Input:
----

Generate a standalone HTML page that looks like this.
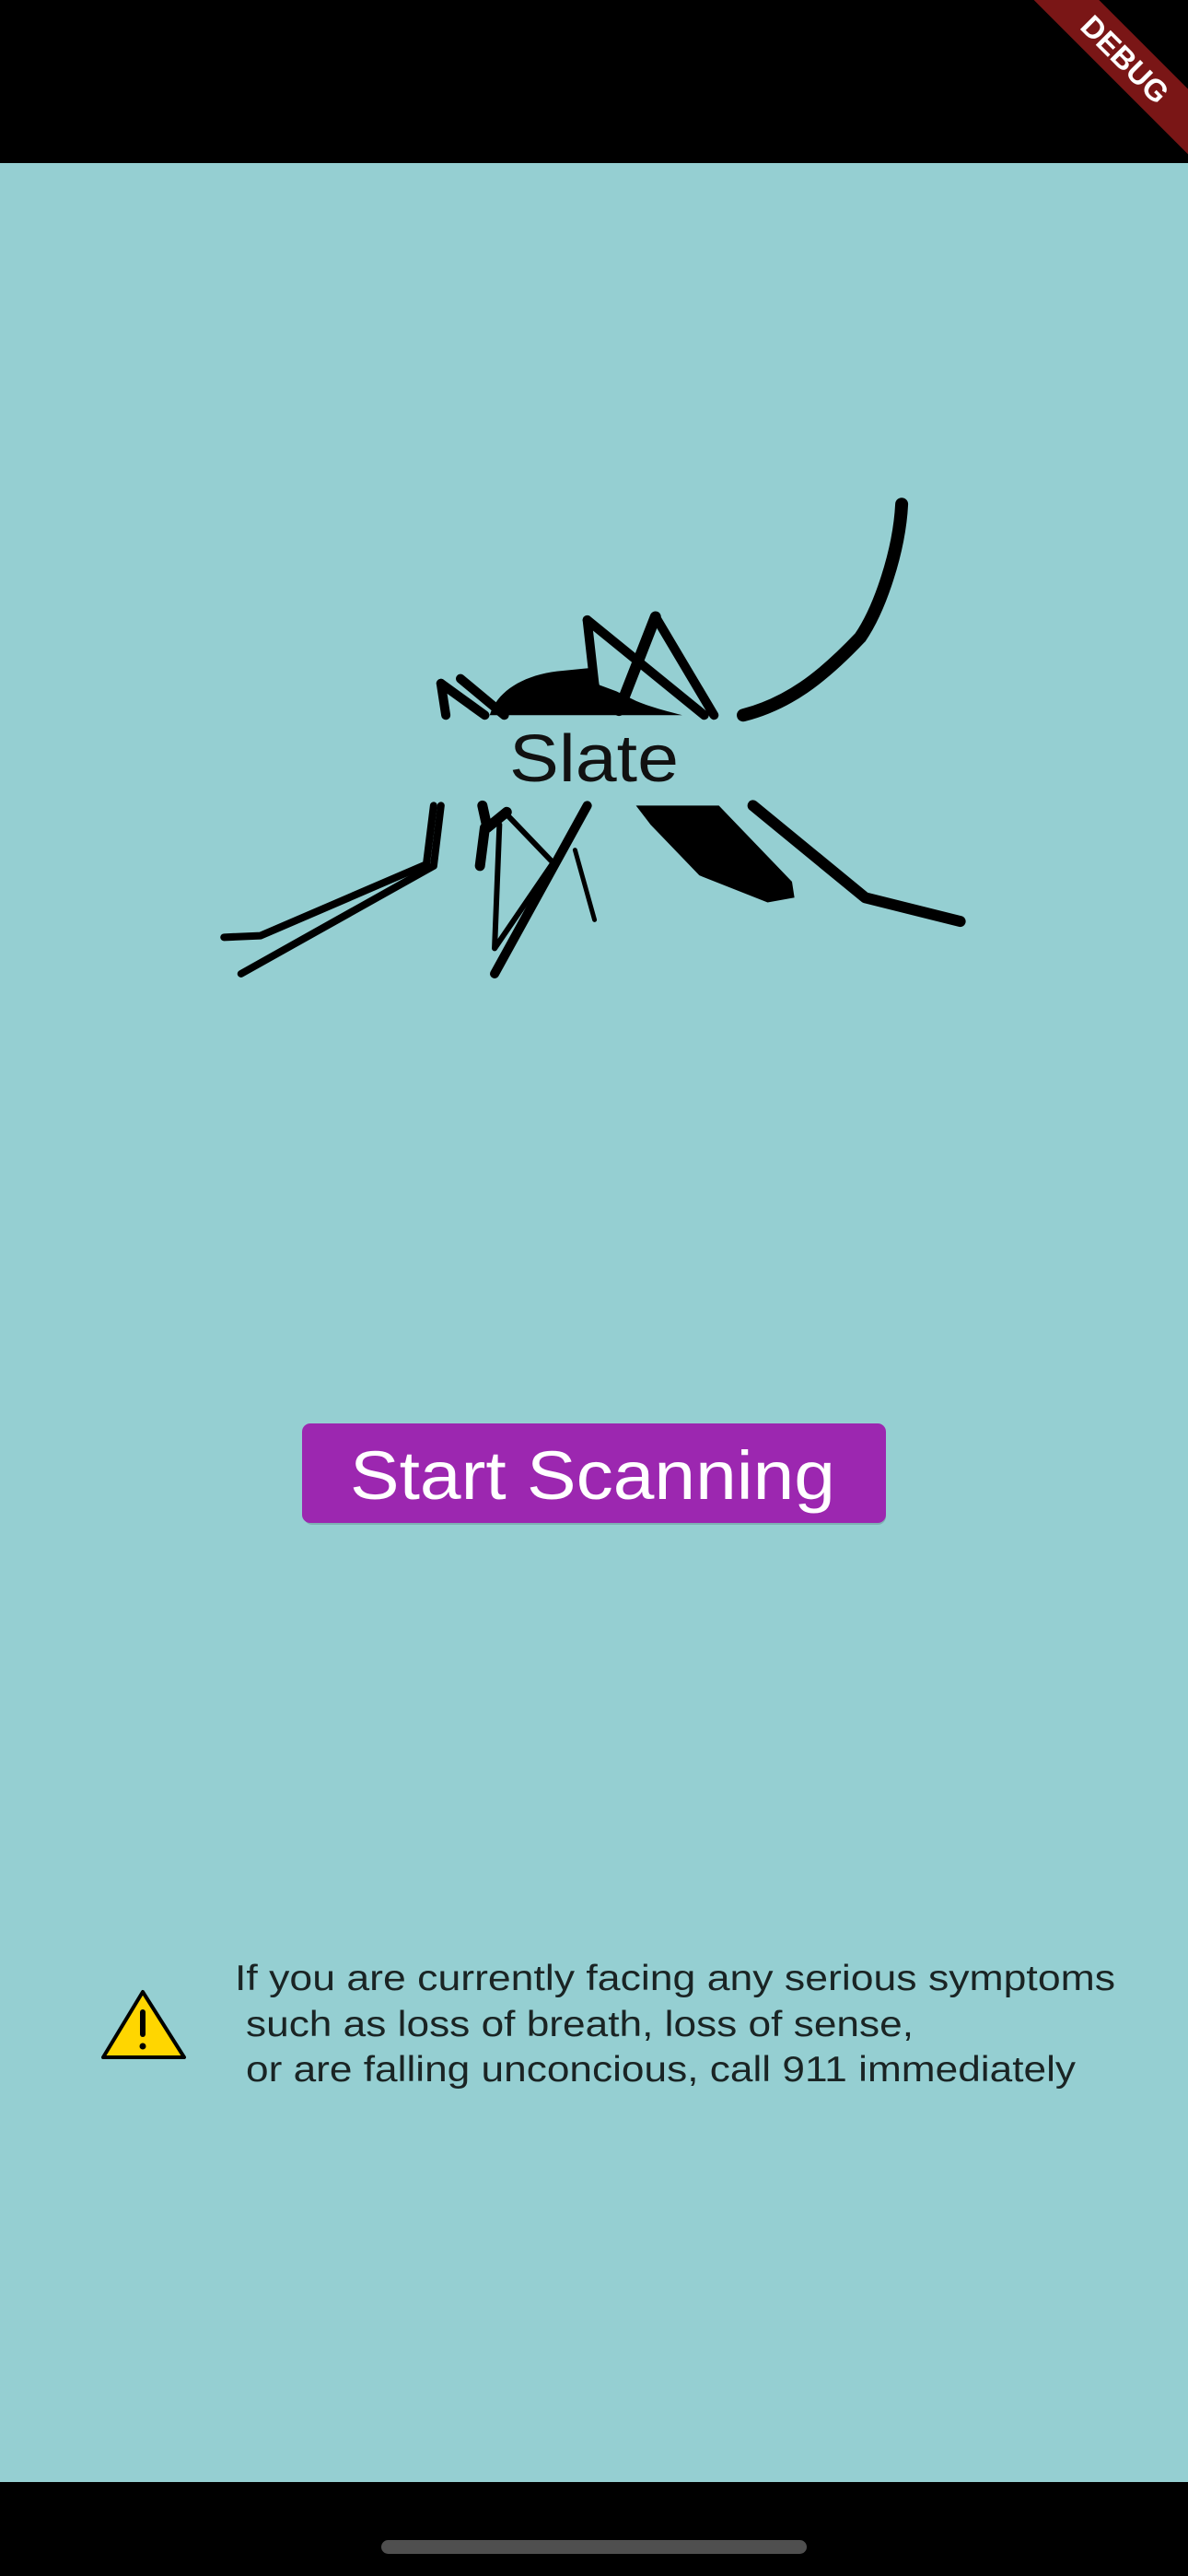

----

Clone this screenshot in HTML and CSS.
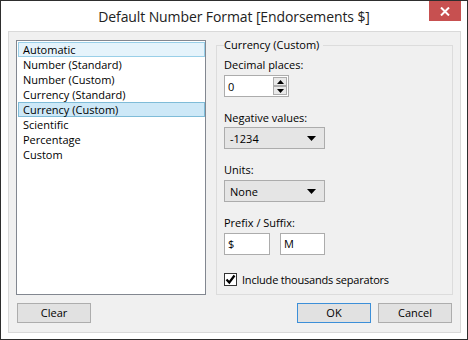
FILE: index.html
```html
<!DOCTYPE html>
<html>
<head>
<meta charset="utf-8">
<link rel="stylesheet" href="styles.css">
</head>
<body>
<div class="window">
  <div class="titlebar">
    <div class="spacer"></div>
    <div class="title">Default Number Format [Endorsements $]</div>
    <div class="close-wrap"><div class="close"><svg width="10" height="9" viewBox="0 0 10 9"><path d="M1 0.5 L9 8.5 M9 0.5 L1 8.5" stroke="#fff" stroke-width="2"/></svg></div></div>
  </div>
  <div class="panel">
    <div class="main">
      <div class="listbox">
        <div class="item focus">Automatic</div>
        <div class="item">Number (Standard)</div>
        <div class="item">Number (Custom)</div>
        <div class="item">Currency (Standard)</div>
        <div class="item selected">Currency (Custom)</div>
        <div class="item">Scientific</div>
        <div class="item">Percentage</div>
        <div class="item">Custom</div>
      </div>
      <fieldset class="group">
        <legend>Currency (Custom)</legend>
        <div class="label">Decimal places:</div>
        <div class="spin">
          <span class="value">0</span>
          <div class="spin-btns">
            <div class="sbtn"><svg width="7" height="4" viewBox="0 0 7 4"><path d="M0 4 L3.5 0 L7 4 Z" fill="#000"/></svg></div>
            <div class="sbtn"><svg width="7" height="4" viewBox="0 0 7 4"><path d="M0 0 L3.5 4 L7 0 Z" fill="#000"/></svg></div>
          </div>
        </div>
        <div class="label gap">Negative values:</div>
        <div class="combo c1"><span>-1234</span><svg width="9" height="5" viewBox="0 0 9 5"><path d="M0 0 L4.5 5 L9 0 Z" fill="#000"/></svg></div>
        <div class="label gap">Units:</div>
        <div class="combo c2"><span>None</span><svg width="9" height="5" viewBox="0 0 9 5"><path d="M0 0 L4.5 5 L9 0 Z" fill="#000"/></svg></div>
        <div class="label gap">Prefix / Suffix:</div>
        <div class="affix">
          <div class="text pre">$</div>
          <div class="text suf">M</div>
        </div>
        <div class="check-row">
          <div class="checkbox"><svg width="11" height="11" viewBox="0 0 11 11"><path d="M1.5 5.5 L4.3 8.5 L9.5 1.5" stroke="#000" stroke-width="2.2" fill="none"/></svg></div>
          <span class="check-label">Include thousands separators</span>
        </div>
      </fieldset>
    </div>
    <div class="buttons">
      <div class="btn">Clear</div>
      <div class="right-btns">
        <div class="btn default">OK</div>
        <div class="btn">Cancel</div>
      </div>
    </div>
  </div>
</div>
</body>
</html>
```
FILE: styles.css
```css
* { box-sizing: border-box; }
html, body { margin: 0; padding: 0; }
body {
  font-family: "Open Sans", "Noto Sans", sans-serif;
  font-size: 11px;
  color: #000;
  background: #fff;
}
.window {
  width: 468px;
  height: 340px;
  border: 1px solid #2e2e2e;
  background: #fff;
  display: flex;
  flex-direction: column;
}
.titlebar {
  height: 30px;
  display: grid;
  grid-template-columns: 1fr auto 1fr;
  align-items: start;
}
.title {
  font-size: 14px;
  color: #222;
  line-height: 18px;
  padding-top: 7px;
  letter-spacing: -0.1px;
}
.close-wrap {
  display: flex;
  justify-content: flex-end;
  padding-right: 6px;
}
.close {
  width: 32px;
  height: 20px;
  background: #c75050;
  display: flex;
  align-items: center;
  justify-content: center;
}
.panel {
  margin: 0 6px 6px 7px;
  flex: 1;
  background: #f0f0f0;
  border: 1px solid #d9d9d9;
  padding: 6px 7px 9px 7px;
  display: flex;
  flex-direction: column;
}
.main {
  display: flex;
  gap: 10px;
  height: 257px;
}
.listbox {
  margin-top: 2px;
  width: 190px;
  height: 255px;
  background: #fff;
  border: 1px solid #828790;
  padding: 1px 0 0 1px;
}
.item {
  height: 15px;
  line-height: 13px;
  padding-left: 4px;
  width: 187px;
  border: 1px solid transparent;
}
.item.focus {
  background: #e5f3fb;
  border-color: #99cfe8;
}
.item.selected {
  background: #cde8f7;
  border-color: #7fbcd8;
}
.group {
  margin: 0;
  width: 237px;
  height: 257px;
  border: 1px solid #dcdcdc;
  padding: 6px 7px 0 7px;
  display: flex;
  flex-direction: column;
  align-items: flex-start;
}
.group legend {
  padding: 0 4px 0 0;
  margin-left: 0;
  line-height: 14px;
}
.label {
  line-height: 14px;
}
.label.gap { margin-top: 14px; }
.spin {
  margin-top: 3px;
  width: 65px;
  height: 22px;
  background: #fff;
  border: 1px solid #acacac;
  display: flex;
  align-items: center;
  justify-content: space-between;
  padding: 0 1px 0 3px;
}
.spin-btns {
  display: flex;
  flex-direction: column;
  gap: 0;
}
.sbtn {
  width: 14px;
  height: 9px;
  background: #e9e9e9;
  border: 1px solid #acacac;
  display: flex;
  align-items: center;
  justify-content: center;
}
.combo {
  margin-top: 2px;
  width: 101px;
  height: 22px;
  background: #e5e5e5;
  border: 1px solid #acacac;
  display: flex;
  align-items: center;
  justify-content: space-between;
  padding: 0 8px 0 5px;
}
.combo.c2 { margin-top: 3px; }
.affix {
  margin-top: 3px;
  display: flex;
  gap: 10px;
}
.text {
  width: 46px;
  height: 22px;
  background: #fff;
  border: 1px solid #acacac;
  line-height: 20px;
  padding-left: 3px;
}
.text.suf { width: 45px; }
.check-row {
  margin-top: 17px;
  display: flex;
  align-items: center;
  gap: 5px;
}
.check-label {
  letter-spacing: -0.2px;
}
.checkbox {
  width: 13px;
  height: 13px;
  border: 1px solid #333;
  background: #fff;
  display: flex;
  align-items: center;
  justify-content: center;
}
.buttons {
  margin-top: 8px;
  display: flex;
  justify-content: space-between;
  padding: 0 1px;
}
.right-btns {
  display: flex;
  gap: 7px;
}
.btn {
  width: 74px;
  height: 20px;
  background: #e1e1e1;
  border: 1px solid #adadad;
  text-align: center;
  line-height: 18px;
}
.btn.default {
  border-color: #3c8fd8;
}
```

----

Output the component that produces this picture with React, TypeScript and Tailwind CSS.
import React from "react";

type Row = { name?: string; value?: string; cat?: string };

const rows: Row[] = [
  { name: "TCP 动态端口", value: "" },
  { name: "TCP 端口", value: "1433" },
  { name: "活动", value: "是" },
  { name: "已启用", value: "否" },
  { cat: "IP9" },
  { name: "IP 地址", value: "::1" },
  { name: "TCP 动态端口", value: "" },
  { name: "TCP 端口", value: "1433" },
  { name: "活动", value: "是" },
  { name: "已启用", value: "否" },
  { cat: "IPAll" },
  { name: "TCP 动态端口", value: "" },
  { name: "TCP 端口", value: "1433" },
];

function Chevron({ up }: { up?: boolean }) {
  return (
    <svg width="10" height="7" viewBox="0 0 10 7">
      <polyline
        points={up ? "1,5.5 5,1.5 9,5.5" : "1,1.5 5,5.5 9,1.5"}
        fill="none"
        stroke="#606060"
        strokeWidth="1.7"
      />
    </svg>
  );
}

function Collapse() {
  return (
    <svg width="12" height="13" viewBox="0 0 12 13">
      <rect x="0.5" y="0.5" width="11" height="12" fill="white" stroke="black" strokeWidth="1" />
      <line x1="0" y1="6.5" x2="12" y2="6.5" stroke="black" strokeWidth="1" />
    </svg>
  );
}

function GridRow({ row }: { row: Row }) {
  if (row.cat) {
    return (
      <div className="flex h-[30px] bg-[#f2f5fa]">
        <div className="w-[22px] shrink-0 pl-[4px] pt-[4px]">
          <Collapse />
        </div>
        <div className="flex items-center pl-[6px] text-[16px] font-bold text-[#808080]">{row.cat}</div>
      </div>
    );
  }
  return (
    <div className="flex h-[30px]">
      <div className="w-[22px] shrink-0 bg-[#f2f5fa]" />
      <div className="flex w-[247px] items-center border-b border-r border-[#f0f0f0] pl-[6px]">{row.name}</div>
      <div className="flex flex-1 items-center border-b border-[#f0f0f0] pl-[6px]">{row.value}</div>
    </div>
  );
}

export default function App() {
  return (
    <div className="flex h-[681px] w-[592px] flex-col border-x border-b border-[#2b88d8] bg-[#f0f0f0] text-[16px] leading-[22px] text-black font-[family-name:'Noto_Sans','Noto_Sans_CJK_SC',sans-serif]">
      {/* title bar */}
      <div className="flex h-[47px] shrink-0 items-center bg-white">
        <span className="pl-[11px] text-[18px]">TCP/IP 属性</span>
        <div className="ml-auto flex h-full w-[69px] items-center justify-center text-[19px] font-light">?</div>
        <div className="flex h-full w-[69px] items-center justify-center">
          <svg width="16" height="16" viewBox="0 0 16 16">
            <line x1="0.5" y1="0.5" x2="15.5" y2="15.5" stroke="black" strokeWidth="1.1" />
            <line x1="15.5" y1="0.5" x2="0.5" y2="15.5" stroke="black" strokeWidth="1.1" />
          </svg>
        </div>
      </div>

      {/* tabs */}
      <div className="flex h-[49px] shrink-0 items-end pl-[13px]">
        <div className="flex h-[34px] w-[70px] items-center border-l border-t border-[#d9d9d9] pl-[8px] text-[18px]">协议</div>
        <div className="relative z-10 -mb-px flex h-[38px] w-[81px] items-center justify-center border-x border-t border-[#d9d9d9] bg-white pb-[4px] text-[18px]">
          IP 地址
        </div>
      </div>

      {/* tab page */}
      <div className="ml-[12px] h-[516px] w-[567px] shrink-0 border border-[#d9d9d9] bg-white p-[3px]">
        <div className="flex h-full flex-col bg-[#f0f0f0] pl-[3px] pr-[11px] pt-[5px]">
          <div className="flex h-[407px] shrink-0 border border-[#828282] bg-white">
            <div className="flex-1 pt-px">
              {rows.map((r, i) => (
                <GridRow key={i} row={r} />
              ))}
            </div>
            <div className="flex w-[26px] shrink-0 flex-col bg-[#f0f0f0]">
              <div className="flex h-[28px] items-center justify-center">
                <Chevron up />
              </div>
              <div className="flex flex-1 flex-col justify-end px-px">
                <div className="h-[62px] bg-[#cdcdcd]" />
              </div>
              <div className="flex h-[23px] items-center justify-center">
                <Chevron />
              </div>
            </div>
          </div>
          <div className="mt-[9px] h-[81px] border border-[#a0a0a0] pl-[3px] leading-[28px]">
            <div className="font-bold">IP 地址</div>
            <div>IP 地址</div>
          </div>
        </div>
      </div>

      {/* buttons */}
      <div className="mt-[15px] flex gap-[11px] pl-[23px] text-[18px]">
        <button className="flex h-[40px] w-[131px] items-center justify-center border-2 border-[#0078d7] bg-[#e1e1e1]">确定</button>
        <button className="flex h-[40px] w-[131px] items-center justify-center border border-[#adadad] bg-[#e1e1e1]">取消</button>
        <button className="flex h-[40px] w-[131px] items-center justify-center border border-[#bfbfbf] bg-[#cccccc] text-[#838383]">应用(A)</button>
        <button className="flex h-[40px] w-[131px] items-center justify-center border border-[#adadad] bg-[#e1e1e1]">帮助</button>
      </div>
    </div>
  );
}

----

Exercise objective:
Only lines with the string "this" belong in your answer; copy each one.

Response:
Generate a standalone HTML page that looks like this.
Clone this screenshot in HTML and CSS.
Output the component that produces this picture with React, TypeScript and Tailwind CSS.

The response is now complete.